— begin TASK MATERIAL —

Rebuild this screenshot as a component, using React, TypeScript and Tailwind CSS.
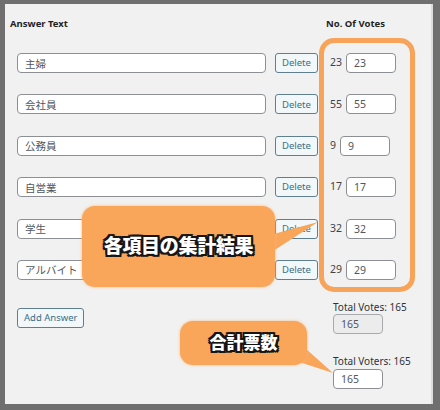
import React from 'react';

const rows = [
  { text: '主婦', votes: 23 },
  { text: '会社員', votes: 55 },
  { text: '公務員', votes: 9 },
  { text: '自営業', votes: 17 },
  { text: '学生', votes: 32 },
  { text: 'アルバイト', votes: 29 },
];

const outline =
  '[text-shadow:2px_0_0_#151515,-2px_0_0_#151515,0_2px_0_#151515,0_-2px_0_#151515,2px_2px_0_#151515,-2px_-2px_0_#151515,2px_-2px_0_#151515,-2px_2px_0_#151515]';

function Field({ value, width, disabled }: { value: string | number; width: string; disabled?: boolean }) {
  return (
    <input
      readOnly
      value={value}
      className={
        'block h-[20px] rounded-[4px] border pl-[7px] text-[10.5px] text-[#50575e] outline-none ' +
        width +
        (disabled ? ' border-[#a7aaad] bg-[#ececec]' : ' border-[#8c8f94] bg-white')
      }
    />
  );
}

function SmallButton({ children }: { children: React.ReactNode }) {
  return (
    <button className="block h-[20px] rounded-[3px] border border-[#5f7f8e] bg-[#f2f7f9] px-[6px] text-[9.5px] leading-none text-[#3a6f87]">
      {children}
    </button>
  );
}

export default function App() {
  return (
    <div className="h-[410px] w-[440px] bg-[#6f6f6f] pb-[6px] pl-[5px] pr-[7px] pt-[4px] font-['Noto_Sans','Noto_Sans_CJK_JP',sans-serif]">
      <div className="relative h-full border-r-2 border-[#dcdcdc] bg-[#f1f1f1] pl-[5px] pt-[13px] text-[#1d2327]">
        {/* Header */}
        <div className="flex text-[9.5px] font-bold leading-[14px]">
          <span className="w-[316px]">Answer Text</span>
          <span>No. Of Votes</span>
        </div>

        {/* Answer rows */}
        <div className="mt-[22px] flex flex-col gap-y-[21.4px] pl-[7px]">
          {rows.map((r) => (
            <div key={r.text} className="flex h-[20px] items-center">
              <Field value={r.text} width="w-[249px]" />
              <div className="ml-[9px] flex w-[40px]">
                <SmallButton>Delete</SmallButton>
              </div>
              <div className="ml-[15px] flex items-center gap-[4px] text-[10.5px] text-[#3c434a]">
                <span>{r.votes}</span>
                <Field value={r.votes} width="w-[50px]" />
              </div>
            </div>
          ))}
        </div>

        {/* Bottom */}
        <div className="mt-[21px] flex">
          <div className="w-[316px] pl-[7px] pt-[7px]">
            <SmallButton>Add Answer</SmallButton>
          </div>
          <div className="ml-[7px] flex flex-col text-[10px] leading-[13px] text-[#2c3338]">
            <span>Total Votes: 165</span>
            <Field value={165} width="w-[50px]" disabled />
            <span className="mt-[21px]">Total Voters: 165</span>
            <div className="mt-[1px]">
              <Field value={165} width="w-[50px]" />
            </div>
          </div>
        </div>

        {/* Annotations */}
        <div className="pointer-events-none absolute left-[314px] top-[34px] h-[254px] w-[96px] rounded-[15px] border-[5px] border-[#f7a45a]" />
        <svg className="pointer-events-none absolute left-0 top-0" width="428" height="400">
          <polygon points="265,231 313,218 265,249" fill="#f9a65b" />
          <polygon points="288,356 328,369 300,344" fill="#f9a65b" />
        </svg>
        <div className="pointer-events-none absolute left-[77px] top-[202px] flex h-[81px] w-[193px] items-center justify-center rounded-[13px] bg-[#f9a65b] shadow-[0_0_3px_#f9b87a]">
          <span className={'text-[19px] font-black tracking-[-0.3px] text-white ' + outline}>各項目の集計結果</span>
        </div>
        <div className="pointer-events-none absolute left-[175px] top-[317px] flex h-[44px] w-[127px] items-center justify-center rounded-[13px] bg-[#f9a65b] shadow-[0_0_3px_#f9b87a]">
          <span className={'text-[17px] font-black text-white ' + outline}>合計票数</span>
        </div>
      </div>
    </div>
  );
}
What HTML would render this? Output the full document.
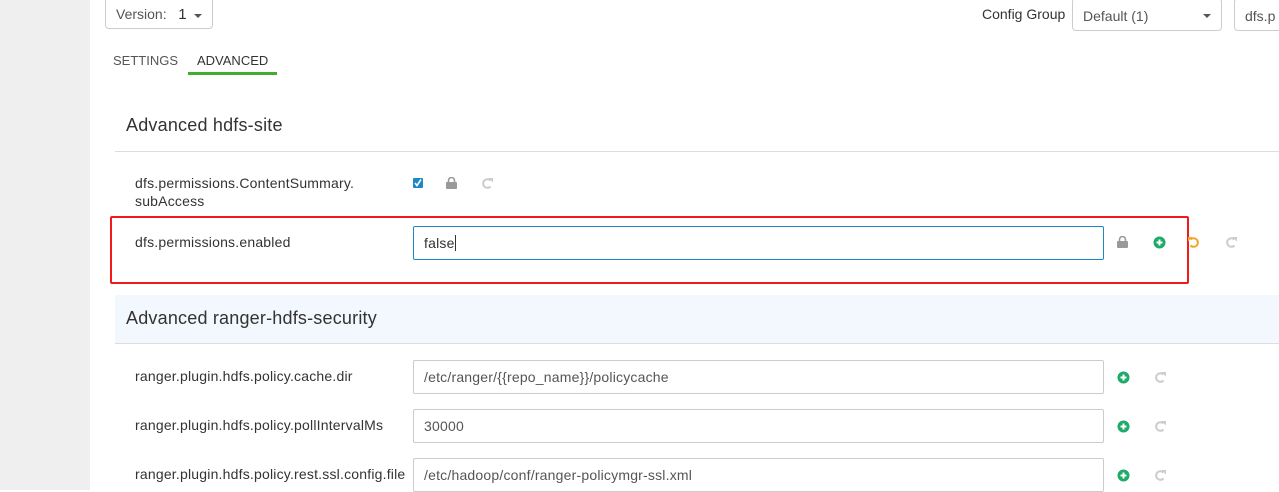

— end TASK MATERIAL —

**TO BE DONE**
Copy out each line word for word, please, skipping the images.

**RESULT FOR THIS TASK**
Rebuild this screenshot as a component, using React, TypeScript and Tailwind CSS.
import React from 'react';

const rows = [
  { text: '主婦', votes: 23 },
  { text: '会社員', votes: 55 },
  { text: '公務員', votes: 9 },
  { text: '自営業', votes: 17 },
  { text: '学生', votes: 32 },
  { text: 'アルバイト', votes: 29 },
];

const outline =
  '[text-shadow:2px_0_0_#151515,-2px_0_0_#151515,0_2px_0_#151515,0_-2px_0_#151515,2px_2px_0_#151515,-2px_-2px_0_#151515,2px_-2px_0_#151515,-2px_2px_0_#151515]';

function Field({ value, width, disabled }: { value: string | number; width: string; disabled?: boolean }) {
  return (
    <input
      readOnly
      value={value}
      className={
        'block h-[20px] rounded-[4px] border pl-[7px] text-[10.5px] text-[#50575e] outline-none ' +
        width +
        (disabled ? ' border-[#a7aaad] bg-[#ececec]' : ' border-[#8c8f94] bg-white')
      }
    />
  );
}

function SmallButton({ children }: { children: React.ReactNode }) {
  return (
    <button className="block h-[20px] rounded-[3px] border border-[#5f7f8e] bg-[#f2f7f9] px-[6px] text-[9.5px] leading-none text-[#3a6f87]">
      {children}
    </button>
  );
}

export default function App() {
  return (
    <div className="h-[410px] w-[440px] bg-[#6f6f6f] pb-[6px] pl-[5px] pr-[7px] pt-[4px] font-['Noto_Sans','Noto_Sans_CJK_JP',sans-serif]">
      <div className="relative h-full border-r-2 border-[#dcdcdc] bg-[#f1f1f1] pl-[5px] pt-[13px] text-[#1d2327]">
        {/* Header */}
        <div className="flex text-[9.5px] font-bold leading-[14px]">
          <span className="w-[316px]">Answer Text</span>
          <span>No. Of Votes</span>
        </div>

        {/* Answer rows */}
        <div className="mt-[22px] flex flex-col gap-y-[21.4px] pl-[7px]">
          {rows.map((r) => (
            <div key={r.text} className="flex h-[20px] items-center">
              <Field value={r.text} width="w-[249px]" />
              <div className="ml-[9px] flex w-[40px]">
                <SmallButton>Delete</SmallButton>
              </div>
              <div className="ml-[15px] flex items-center gap-[4px] text-[10.5px] text-[#3c434a]">
                <span>{r.votes}</span>
                <Field value={r.votes} width="w-[50px]" />
              </div>
            </div>
          ))}
        </div>

        {/* Bottom */}
        <div className="mt-[21px] flex">
          <div className="w-[316px] pl-[7px] pt-[7px]">
            <SmallButton>Add Answer</SmallButton>
          </div>
          <div className="ml-[7px] flex flex-col text-[10px] leading-[13px] text-[#2c3338]">
            <span>Total Votes: 165</span>
            <Field value={165} width="w-[50px]" disabled />
            <span className="mt-[21px]">Total Voters: 165</span>
            <div className="mt-[1px]">
              <Field value={165} width="w-[50px]" />
            </div>
          </div>
        </div>

        {/* Annotations */}
        <div className="pointer-events-none absolute left-[314px] top-[34px] h-[254px] w-[96px] rounded-[15px] border-[5px] border-[#f7a45a]" />
        <svg className="pointer-events-none absolute left-0 top-0" width="428" height="400">
          <polygon points="265,231 313,218 265,249" fill="#f9a65b" />
          <polygon points="288,356 328,369 300,344" fill="#f9a65b" />
        </svg>
        <div className="pointer-events-none absolute left-[77px] top-[202px] flex h-[81px] w-[193px] items-center justify-center rounded-[13px] bg-[#f9a65b] shadow-[0_0_3px_#f9b87a]">
          <span className={'text-[19px] font-black tracking-[-0.3px] text-white ' + outline}>各項目の集計結果</span>
        </div>
        <div className="pointer-events-none absolute left-[175px] top-[317px] flex h-[44px] w-[127px] items-center justify-center rounded-[13px] bg-[#f9a65b] shadow-[0_0_3px_#f9b87a]">
          <span className={'text-[17px] font-black text-white ' + outline}>合計票数</span>
        </div>
      </div>
    </div>
  );
}
What HTML would render this? Output the full document.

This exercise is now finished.